Love this one... very, very much.

I think this is your best post ever. Just beautiful. And interesting. And, I think, true.

(BTW, I walk by Veritas every day on the way from the office to the subway...I've never eaten there though.)

He told me I was not my recipes. That someone could steal all of my recipes and they could not go to another kitchen and recreate me. They could not steal my identity and be me. That my signature, who I was and had become as a pastry chef, came from my heart, my experience. That what I brought to the kitchens I would go on to learn and teach in, was something much bigger than my recipe book.

This is exactly right. It is also exactly why I believe in sharing recipes. We lose nothing by sharing them, because they are not our cooking. Our small touches, our lives, the way we lay on our hands.. that is what makes our food special. Not the guidelines. So I love sharing them, love playing with those others have shared, and feel that we are all enriched by the exchange.

Your choice to teach and mentor is an act of love -- love of your craft, love of your ingredients, love of future possibilities. Triggering an act of genius in another is a powerful contribution. To touch someone else's life in a way that leads them to a better place professionally or personally is always a thing of beauty. You seem to do that nearly every day.
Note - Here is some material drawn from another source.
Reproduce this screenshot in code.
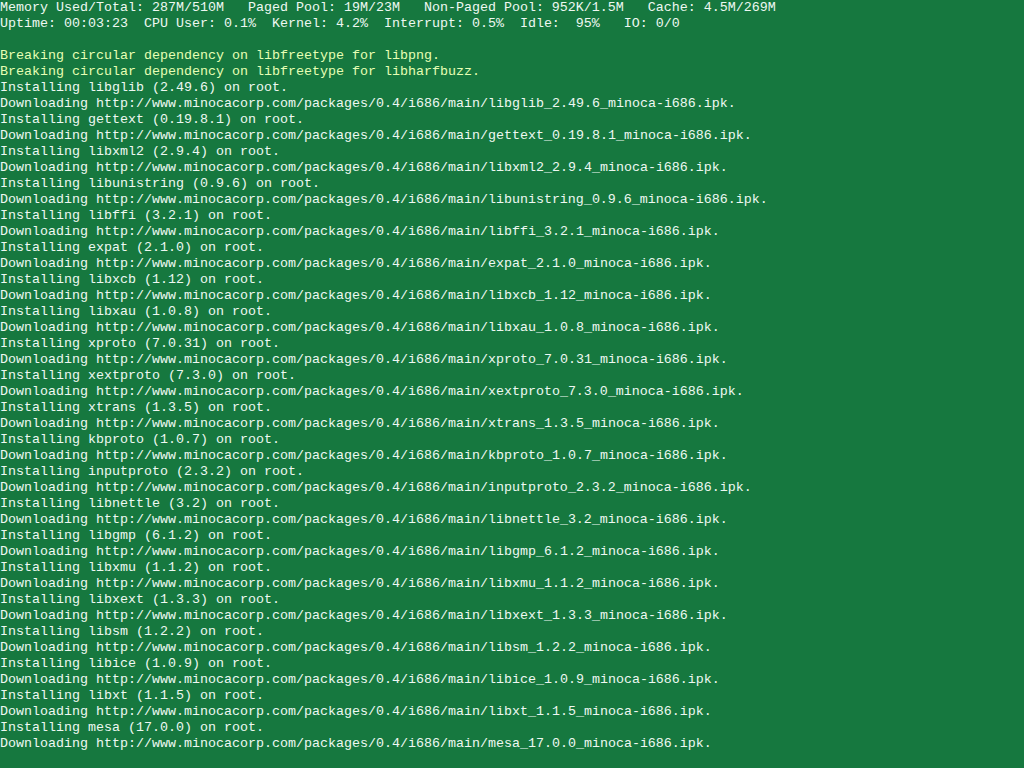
import React from "react";

const pkgs: [string, string][] = [
  ["libglib", "2.49.6"],
  ["gettext", "0.19.8.1"],
  ["libxml2", "2.9.4"],
  ["libunistring", "0.9.6"],
  ["libffi", "3.2.1"],
  ["expat", "2.1.0"],
  ["libxcb", "1.12"],
  ["libxau", "1.0.8"],
  ["xproto", "7.0.31"],
  ["xextproto", "7.3.0"],
  ["xtrans", "1.3.5"],
  ["kbproto", "1.0.7"],
  ["inputproto", "2.3.2"],
  ["libnettle", "3.2"],
  ["libgmp", "6.1.2"],
  ["libxmu", "1.1.2"],
  ["libxext", "1.3.3"],
  ["libsm", "1.2.2"],
  ["libice", "1.0.9"],
  ["libxt", "1.1.5"],
  ["mesa", "17.0.0"],
];

const App = () => {
  return (
    <div className="w-[1024px] h-[768px] bg-[#16783f] overflow-hidden font-['Liberation_Mono',monospace] text-[13.333px] leading-4 text-[#eef8f2] whitespace-pre">
      <div>Memory Used/Total: 287M/510M   Paged Pool: 19M/23M   Non-Paged Pool: 952K/1.5M   Cache: 4.5M/269M</div>
      <div>Uptime: 00:03:23  CPU User: 0.1%  Kernel: 4.2%  Interrupt: 0.5%  Idle:  95%   IO: 0/0</div>
      <div>&nbsp;</div>
      <div className="text-[#e6ffb4]">Breaking circular dependency on libfreetype for libpng.</div>
      <div className="text-[#e6ffb4]">Breaking circular dependency on libfreetype for libharfbuzz.</div>
      {pkgs.map(([name, ver]) => (
        <React.Fragment key={name}>
          <div>Installing {name} ({ver}) on root.</div>
          <div>
            Downloading http://www.minocacorp.com/packages/0.4/i686/main/{name}_{ver}_minoca-i686.ipk.
          </div>
        </React.Fragment>
      ))}
    </div>
  );
};

export default App;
! ! ! ! ! ! HAPPY JUNE ! ! ! ! ! !

Beautiful post, Shuna. I hope that the person who stole your recipes enjoys them as much as you enjoyed creating them. Whenever someone asks me for one of my recipes, I'm happy to give it. But I like to be asked.

What a lovely post. Freely sharing a recipe is about a generous heart. I have recipes given to me by friends who are no longer living. Each time I see that recipe card, fix that dish it brings back the memories of time spent together from someone with a generous spirit. They are still with me by what they so freely gave.

I have to agree, recipes are just roadmaps, but everyone will wind up at a different location. It's so much more dependent on technique, etc. Great story and a nice post - I remember the biscuits at the Meetinghouse!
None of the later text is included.